T. H. White was born on 29 May 1906 in Bombay, India, where his father was a member of the Indian Civil Service, and was educated at Cheltenham and Queen’s College, Cambridge. He was an English master at Stowe School from 1930 to 1936, and while there, completed his first real critical success, England Have My Bones, which was an autobiographical account of his country life.

He afterward devoted himself exclusively to writing and to studying such obscure subjects as the Arthurian legends, which were to provide the material for his books. White was reclusive by nature, often isolating himself for long periods from human society, and spending his time hunting, fishing, and looking after his often strange collection of pets.

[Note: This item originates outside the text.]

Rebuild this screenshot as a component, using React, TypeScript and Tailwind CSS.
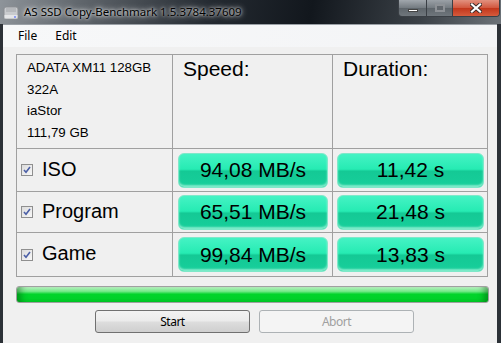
import React from 'react'

const rows = [
  { name: 'ISO', speed: '94,08 MB/s', time: '11,42 s', h: 'h-[42px]' },
  { name: 'Program', speed: '65,51 MB/s', time: '21,48 s', h: 'h-[40px]' },
  { name: 'Game', speed: '99,84 MB/s', time: '13,83 s', h: 'h-[43px]' },
]

function Check() {
  return (
    <div className="w-[12px] h-[12px] border border-[#8f8f8f] bg-[linear-gradient(135deg,#dcdcdc,#f8f8f8)] flex items-center justify-center">
      <svg width="8" height="8" viewBox="0 0 8 8">
        <path d="M1 4l2 2.3L7 1" fill="none" stroke="#4b5fa6" strokeWidth="1.6" />
      </svg>
    </div>
  )
}

function Pill({ text }: { text: string }) {
  return (
    <div className="h-[35px] w-full rounded-[6px] border border-[#7fe8c9] bg-[linear-gradient(to_bottom,#45f3c4_0%,#26ebb3_46%,#14c995_52%,#17cf9b_100%)] shadow-[inset_0_-2px_2px_rgba(200,255,235,0.6)] flex items-center justify-center text-[21px] text-black font-['Liberation_Sans',Arial,sans-serif]">
      {text}
    </div>
  )
}

function DriveIcon() {
  return (
    <svg width="16" height="14" viewBox="0 0 16 14">
      <rect x="1" y="1" width="14" height="12" rx="2" fill="#c9cbce" stroke="#8a8d91" />
      <path d="M4 2v4M6 2v4M8 2v4M10 2v4M12 2v4" stroke="#9a9da1" strokeWidth="0.8" />
      <rect x="1.5" y="9" width="13" height="3.5" fill="#e4e5e7" />
      <rect x="11" y="10.5" width="2" height="1" fill="#3a57ff" />
    </svg>
  )
}

export default function App() {
  return (
    <div className="w-[501px] h-[343px] overflow-hidden flex flex-col bg-[#2c3137] font-['Liberation_Sans',Arial,sans-serif]">
      {/* title bar */}
      <div className="h-[24px] shrink-0 relative flex items-center bg-[linear-gradient(100deg,#8e949a_0%,#60666c_16%,#242a31_42%,#12171d_62%,#3b4147_84%,#6c7278_100%)]">
        <div className="ml-[3px] mt-[1px]">
          <DriveIcon />
        </div>
        <span className="ml-[5px] text-[11.5px] text-black font-['Noto_Sans',sans-serif] [text-shadow:0_0_6px_rgba(255,255,255,0.95),0_0_3px_rgba(255,255,255,0.9)]">
          AS SSD Copy-Benchmark 1.5.3784.37609
        </span>
        <div className="absolute top-0 right-[1px] h-[17px] flex rounded-b-[4px] border border-t-0 border-[#3a3f45] overflow-hidden">
          <div className="w-[28px] h-full bg-[linear-gradient(to_bottom,#a1a7ad,#737a80_50%,#5e656b_51%,#6f767c)] border-r border-[#3a3f45] flex items-center justify-center">
            <div className="w-[10px] h-[3px] bg-white mt-[5px] border border-[#444]" />
          </div>
          <div className="w-[26px] h-full bg-[linear-gradient(to_bottom,#9ba1a7,#737a80_50%,#5e656b_51%,#6f767c)] border-r border-[#3a3f45] flex items-center justify-center">
            <div className="w-[10px] h-[8px] border-[2px] border-[#8d9196] bg-[#62686e]" />
          </div>
          <div className="w-[46px] h-full bg-[linear-gradient(to_bottom,#e2917f,#d1563d_50%,#c2361b_51%,#d55a3c)] flex items-center justify-center">
            <svg width="12" height="10" viewBox="0 0 12 10">
              <path d="M2 1.5l8 7M10 1.5l-8 7" stroke="#3a2a28" strokeWidth="4" strokeLinecap="square" />
              <path d="M2 1.5l8 7M10 1.5l-8 7" stroke="#ffffff" strokeWidth="2.2" strokeLinecap="square" />
            </svg>
          </div>
        </div>
      </div>

      {/* client */}
      <div className="flex-1 ml-[3px] mr-[4px] border-t border-[#9aa0a6] bg-[#f0f0f0] flex flex-col">
        <div className="h-[22px] shrink-0 flex items-center gap-[18px] pl-[15px] text-[12px] text-black font-['Noto_Sans',sans-serif] bg-[linear-gradient(to_right,#f7f8f9,#f3f4f6)]">
          <span>File</span>
          <span>Edit</span>
        </div>

        <div className="ml-[13px] mt-[7px] w-[472px] grid grid-cols-[155px_159px_154px] gap-px bg-[#a0a0a0] p-px">
          <div className="h-[93px] bg-[#f0f0f0] pl-[10px] pt-[2px] text-[13.3px] leading-[21.7px] text-black">
            <div>ADATA XM11 128GB</div>
            <div>322A</div>
            <div>iaStor</div>
            <div>111,79 GB</div>
          </div>
          <div className="h-[93px] bg-[#f0f0f0] pl-[10px] pt-[2px] text-[21px] leading-[24px] text-black">Speed:</div>
          <div className="h-[93px] bg-[#f0f0f0] pl-[10px] pt-[2px] text-[21px] leading-[24px] text-black">Duration:</div>
          {rows.map((r) => (
            <React.Fragment key={r.name}>
              <div className={`${r.h} bg-[#f0f0f0] flex items-center pl-[4px] gap-[9px] text-[20px] text-black`}>
                <Check />
                <span className="-mt-[3px]">{r.name}</span>
              </div>
              <div className={`${r.h} bg-[#f0f0f0] flex items-center pl-[5px] pr-[4px]`}>
                <Pill text={r.speed} />
              </div>
              <div className={`${r.h} bg-[#f0f0f0] flex items-center pl-[4px] pr-[3px]`}>
                <Pill text={r.time} />
              </div>
            </React.Fragment>
          ))}
        </div>

        <div className="ml-[13px] mt-[9px] w-[473px] h-[17px] rounded-[3px] border border-[#a0a0a0] bg-[linear-gradient(to_bottom,#c4f9cb_0%,#6fe884_30%,#02d42b_48%,#00cf28_100%)] shadow-[inset_8px_0_6px_-4px_rgba(0,80,10,0.45),inset_-8px_0_6px_-4px_rgba(0,80,10,0.45)]" />

        <div className="mt-[7px] ml-[92px] flex gap-[9px] text-[12px]">
          <div className="w-[155px] h-[23px] rounded-[3px] border border-[#707070] bg-[linear-gradient(to_bottom,#f2f2f2,#ebebeb_48%,#dddddd_52%,#cfcfcf)] flex items-center justify-center text-black font-['Noto_Sans',sans-serif] tracking-[-0.5px]">
            Start
          </div>
          <div className="w-[155px] h-[23px] rounded-[3px] border border-[#adb2b5] bg-[#f4f4f4] flex items-center justify-center text-[#a0a0a0] font-['Noto_Sans',sans-serif] tracking-[-0.5px]">
            Abort
          </div>
        </div>
      </div>
    </div>
  )
}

He was a novelist, a satirist, and a social historian who probably was best known for his brilliant adaptation of Sir Thomas Malory’s fifteenth-century romance, Morte d’Arthur, into the quartet of novels called The Once and Future King, and also for his novel The Goshawk. He wrote books about hunting and other sports, a detective novel, books of adventure and fantasy, and many short stories and poems. He published a book of poems while still at Cambridge (Loved Helen and Other Poems), and continued to write poetry throughout his life. He died on 17 January 1964 aboard ship in Piraeus (Athens), Greece while returning home from his American lecture tour. His last book, America at Last, which was published after his death, records the tour.